2. First, calculate means and standard deviations for overclaiming.

In [None]:
# NumPy provides functions for numerical operations like mean and standard deviation
overclaiming_mean = np.mean(df['column_name'])  # Replace 'column_name' with column you're looking for
print(f'Mean of overclaiming: {overclaiming_mean}')

# use the docs (https://numpy.org/doc/stable/user/absolute_beginners.html) to find the standard deviation function 
# uncomment and complete the lines below with the right function
# overclaiming_std = 
# print(f'Standard Deviation of overclaiming: {overclaiming_std}')

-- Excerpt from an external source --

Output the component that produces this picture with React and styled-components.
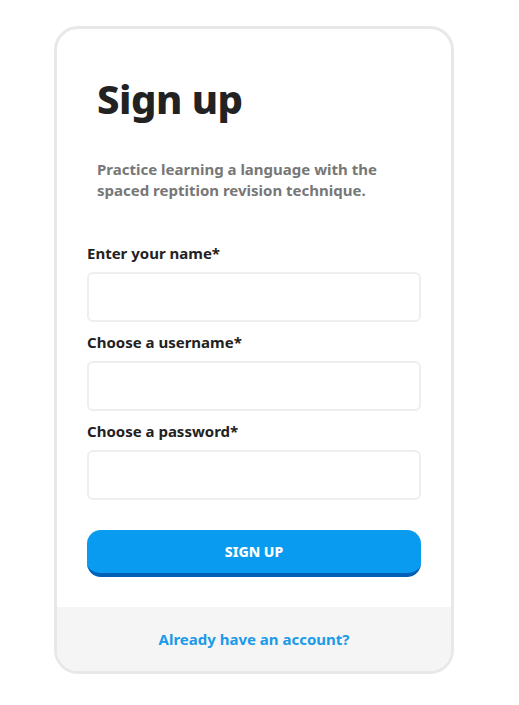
import React from 'react'
import styled, { createGlobalStyle } from 'styled-components'

const GlobalStyle = createGlobalStyle`
    body {
        margin: 0;
        background: #ffffff;
        font-family: 'Noto Sans', 'Open Sans', sans-serif;
        color: #222222;
    }
`

const Page = styled.div`
    padding: 26px 0 32px 54px;
`

const Card = styled.div`
    width: 400px;
    box-sizing: border-box;
    border: 3px solid #e8e8e8;
    border-radius: 24px;
    overflow: hidden;
    background: #ffffff;
`

const Body = styled.div`
    padding: 46px 30px 30px;
`

const Intro = styled.div`
    padding: 0 10px;
`

const Title = styled.h1`
    margin: 0;
    font-size: 40px;
    font-weight: 800;
    line-height: 48px;
    letter-spacing: -0.5px;
    color: #222222;
`

const Lead = styled.p`
    margin: 36px 0 0;
    font-size: 15px;
    font-weight: 700;
    line-height: 21px;
    color: #777777;
`

const Form = styled.form`
    margin-top: 42px;
    display: flex;
    flex-direction: column;
`

const Label = styled.label`
    display: block;
    font-size: 15px;
    font-weight: 700;
    line-height: 20px;
    color: #222222;
    margin-top: ${(p) => (p.$first ? '0' : '10px')};
    margin-bottom: 9px;
`

const Input = styled.input`
    display: block;
    width: 100%;
    height: 50px;
    box-sizing: border-box;
    border: 2px solid #eeeeee;
    border-radius: 6px;
    padding: 0 12px;
    font: inherit;
    font-size: 15px;
    outline: none;
    background: #ffffff;
`

const Submit = styled.button`
    margin-top: 30px;
    height: 47px;
    border: none;
    border-bottom: 4px solid #0060b8;
    border-radius: 14px;
    background: #089bef;
    color: #ffffff;
    font-family: inherit;
    font-size: 14px;
    font-weight: 800;
    cursor: pointer;
`

const Footer = styled.div`
    background: #f5f5f5;
    height: 64px;
    display: flex;
    align-items: center;
    justify-content: center;
`

const FooterLink = styled.a`
    color: #1a9ae8;
    font-size: 15px;
    font-weight: 700;
    text-decoration: none;
`

export default function App() {
    return (
        <Page>
            <GlobalStyle />
            <Card>
                <Body>
                    <Intro>
                        <Title>Sign up</Title>
                        <Lead>
                            Practice learning a language with the spaced reptition revision technique.
                        </Lead>
                    </Intro>
                    <Form onSubmit={(e) => e.preventDefault()}>
                        <Label $first htmlFor="name">Enter your name*</Label>
                        <Input id="name" type="text" />
                        <Label htmlFor="username">Choose a username*</Label>
                        <Input id="username" type="text" />
                        <Label htmlFor="password">Choose a password*</Label>
                        <Input id="password" type="password" />
                        <Submit type="submit">SIGN UP</Submit>
                    </Form>
                </Body>
                <Footer>
                    <FooterLink href="#">Already have an account?</FooterLink>
                </Footer>
            </Card>
        </Page>
    )
}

3. You next want to examine the relationship between self-perceived knowledge and overclaiming. You
also want to take into account the accuracy with which participants responded during the overclaiming
task (that is the ability of people to distinguish between the 12 real terms and the 3 fake terms). Conduct
an analysis that uses both self-perceived knowledge and accuracy to predict overclaiming.

In [None]:
# statsmodels for regression analysis
X = df[['predictor', 'another predictor']]  # Replace with your independent variables
y = df['outcome variable']  # Replace with your dependent variable 
X = sm.add_constant(X)  # Adds a constant term to the predictor

# fit the model
model = sm.OLS(y, X).fit()
predictions = model.predict(X)

# Print out the results
print(model.summary())


4. You next want to determine whether there is an order effect (based on whether participants
completed the self-perceived knowledge measure first, or the overclaiming task first. Compare the mean
level of overclaiming based on the order of the tasks.

In [None]:
# which test should you ues to compare means between two groups?

5. If you found a significant difference in overclaiming in the analysis above (#4), re-perform the analysis
from #3 to check to see if the relationship between self-perceived knowledge and overclaiming changes,
when taking into account the order of the tasks.

In [None]:
# another regression analysis
# predictors: self-perceived knowledge
# controls: order of tasks
# outcome: overclaiming


6. You next want to determine if the self-perceived knowledge still predicts overclaiming while
accounting for the variance due to genuine expertise, as measured by the FINRA. First, find the mean and
standard deviation for scores on the FINRA. Then, re-perform the analysis from #3, but this time include
scores on the FINRA as an additional predictor variable.

In [None]:
# calculate mean and standard deviation as you did above


# run regression analysis as you did above


7. Prepare an APA-style results section for the analyses you completed.

In [None]:
# Extract key statistics from the fitted models
intercept, slope1, slope2 = model.params
t_value1 = model.tvalues['predictor1']
t_value2 = model.tvalues['predictor2']
p_value_const = model.pvalues['const']
p_value1 = model.pvalues['predictor1']
p_value2 = model.pvalues['predictor2']
r_squared = model.rsquared
f_value = model.fvalue
df_model = int(model.df_model)
df_resid = int(model.df_resid)

# APA-style formatted output for linear regression
apa_report = (
    f"A simple linear regression was conducted to predict y from X1 and X2. "
    f"The regression equation was significant, F({df_model}, {df_resid}) = {f_value:.2f}, p = {p_value_const:.3f}, "
    f"with an R² of {r_squared:.2f}. "
    f"The slope for X1 was {slope1:.2f} (SE = {model.bse['predictor1']:.2f}), t({df_resid}) = {t_value1:.2f}, p = {p_value1:.3f}. "
    f"The slope for X2 was {slope2:.2f} (SE = {model.bse['predictor2']:.2f}), t({df_resid}) = {t_value2:.2f}, p = {p_value2:.3f}."
)

# You've formatted other tests for APA reports. Do that again here if you ran other tests.